Problem:
A faithful transcription of all the data is required.

-- Begin --

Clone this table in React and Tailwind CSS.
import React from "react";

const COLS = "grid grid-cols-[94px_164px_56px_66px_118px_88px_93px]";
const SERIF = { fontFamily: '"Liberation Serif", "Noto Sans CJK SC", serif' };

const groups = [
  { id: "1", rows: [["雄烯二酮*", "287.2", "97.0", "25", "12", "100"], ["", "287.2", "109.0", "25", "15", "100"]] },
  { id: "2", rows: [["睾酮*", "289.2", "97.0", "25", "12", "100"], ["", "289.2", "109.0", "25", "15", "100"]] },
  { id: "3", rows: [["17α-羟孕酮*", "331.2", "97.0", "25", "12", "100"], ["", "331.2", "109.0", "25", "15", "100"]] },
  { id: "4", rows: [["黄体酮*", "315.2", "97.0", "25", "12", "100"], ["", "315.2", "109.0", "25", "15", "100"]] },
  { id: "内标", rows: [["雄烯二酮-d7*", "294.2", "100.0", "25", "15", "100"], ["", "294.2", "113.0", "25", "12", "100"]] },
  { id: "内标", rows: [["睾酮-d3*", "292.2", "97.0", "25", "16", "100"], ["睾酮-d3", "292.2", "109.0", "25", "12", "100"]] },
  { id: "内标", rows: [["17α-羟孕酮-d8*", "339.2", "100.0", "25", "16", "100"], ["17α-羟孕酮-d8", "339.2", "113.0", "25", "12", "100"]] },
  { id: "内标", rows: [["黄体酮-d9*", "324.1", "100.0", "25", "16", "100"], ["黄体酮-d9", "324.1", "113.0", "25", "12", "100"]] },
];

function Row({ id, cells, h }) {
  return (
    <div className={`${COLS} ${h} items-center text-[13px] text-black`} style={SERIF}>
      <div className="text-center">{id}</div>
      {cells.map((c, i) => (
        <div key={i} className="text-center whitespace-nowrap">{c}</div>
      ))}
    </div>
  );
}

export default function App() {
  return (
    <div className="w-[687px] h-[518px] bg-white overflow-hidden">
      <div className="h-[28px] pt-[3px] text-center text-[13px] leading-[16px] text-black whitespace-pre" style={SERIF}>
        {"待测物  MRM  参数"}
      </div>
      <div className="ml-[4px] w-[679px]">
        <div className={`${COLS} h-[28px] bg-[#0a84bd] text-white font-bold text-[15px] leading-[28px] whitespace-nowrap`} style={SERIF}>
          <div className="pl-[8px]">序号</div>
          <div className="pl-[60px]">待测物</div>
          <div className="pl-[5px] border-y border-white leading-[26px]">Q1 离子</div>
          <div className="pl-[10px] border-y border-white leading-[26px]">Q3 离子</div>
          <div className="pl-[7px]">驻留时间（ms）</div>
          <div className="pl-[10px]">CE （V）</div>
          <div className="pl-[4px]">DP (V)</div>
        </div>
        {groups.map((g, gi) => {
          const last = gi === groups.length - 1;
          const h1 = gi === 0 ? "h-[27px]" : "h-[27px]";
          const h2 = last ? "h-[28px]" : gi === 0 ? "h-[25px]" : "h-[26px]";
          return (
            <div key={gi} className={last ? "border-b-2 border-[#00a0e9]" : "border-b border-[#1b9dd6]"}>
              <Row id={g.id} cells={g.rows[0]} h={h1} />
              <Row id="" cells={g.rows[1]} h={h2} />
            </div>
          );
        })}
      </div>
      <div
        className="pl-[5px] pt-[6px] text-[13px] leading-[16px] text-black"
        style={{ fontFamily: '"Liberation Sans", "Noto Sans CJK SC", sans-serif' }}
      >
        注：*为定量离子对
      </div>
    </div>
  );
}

-- End --

Answer for this exercise:
Clone this table in React and Tailwind CSS.
import React from "react";

const COLS = "grid grid-cols-[94px_164px_56px_66px_118px_88px_93px]";
const SERIF = { fontFamily: '"Liberation Serif", "Noto Sans CJK SC", serif' };

const groups = [
  { id: "1", rows: [["雄烯二酮*", "287.2", "97.0", "25", "12", "100"], ["", "287.2", "109.0", "25", "15", "100"]] },
  { id: "2", rows: [["睾酮*", "289.2", "97.0", "25", "12", "100"], ["", "289.2", "109.0", "25", "15", "100"]] },
  { id: "3", rows: [["17α-羟孕酮*", "331.2", "97.0", "25", "12", "100"], ["", "331.2", "109.0", "25", "15", "100"]] },
  { id: "4", rows: [["黄体酮*", "315.2", "97.0", "25", "12", "100"], ["", "315.2", "109.0", "25", "15", "100"]] },
  { id: "内标", rows: [["雄烯二酮-d7*", "294.2", "100.0", "25", "15", "100"], ["", "294.2", "113.0", "25", "12", "100"]] },
  { id: "内标", rows: [["睾酮-d3*", "292.2", "97.0", "25", "16", "100"], ["睾酮-d3", "292.2", "109.0", "25", "12", "100"]] },
  { id: "内标", rows: [["17α-羟孕酮-d8*", "339.2", "100.0", "25", "16", "100"], ["17α-羟孕酮-d8", "339.2", "113.0", "25", "12", "100"]] },
  { id: "内标", rows: [["黄体酮-d9*", "324.1", "100.0", "25", "16", "100"], ["黄体酮-d9", "324.1", "113.0", "25", "12", "100"]] },
];

function Row({ id, cells, h }) {
  return (
    <div className={`${COLS} ${h} items-center text-[13px] text-black`} style={SERIF}>
      <div className="text-center">{id}</div>
      {cells.map((c, i) => (
        <div key={i} className="text-center whitespace-nowrap">{c}</div>
      ))}
    </div>
  );
}

export default function App() {
  return (
    <div className="w-[687px] h-[518px] bg-white overflow-hidden">
      <div className="h-[28px] pt-[3px] text-center text-[13px] leading-[16px] text-black whitespace-pre" style={SERIF}>
        {"待测物  MRM  参数"}
      </div>
      <div className="ml-[4px] w-[679px]">
        <div className={`${COLS} h-[28px] bg-[#0a84bd] text-white font-bold text-[15px] leading-[28px] whitespace-nowrap`} style={SERIF}>
          <div className="pl-[8px]">序号</div>
          <div className="pl-[60px]">待测物</div>
          <div className="pl-[5px] border-y border-white leading-[26px]">Q1 离子</div>
          <div className="pl-[10px] border-y border-white leading-[26px]">Q3 离子</div>
          <div className="pl-[7px]">驻留时间（ms）</div>
          <div className="pl-[10px]">CE （V）</div>
          <div className="pl-[4px]">DP (V)</div>
        </div>
        {groups.map((g, gi) => {
          const last = gi === groups.length - 1;
          const h1 = gi === 0 ? "h-[27px]" : "h-[27px]";
          const h2 = last ? "h-[28px]" : gi === 0 ? "h-[25px]" : "h-[26px]";
          return (
            <div key={gi} className={last ? "border-b-2 border-[#00a0e9]" : "border-b border-[#1b9dd6]"}>
              <Row id={g.id} cells={g.rows[0]} h={h1} />
              <Row id="" cells={g.rows[1]} h={h2} />
            </div>
          );
        })}
      </div>
      <div
        className="pl-[5px] pt-[6px] text-[13px] leading-[16px] text-black"
        style={{ fontFamily: '"Liberation Sans", "Noto Sans CJK SC", sans-serif' }}
      >
        注：*为定量离子对
      </div>
    </div>
  );
}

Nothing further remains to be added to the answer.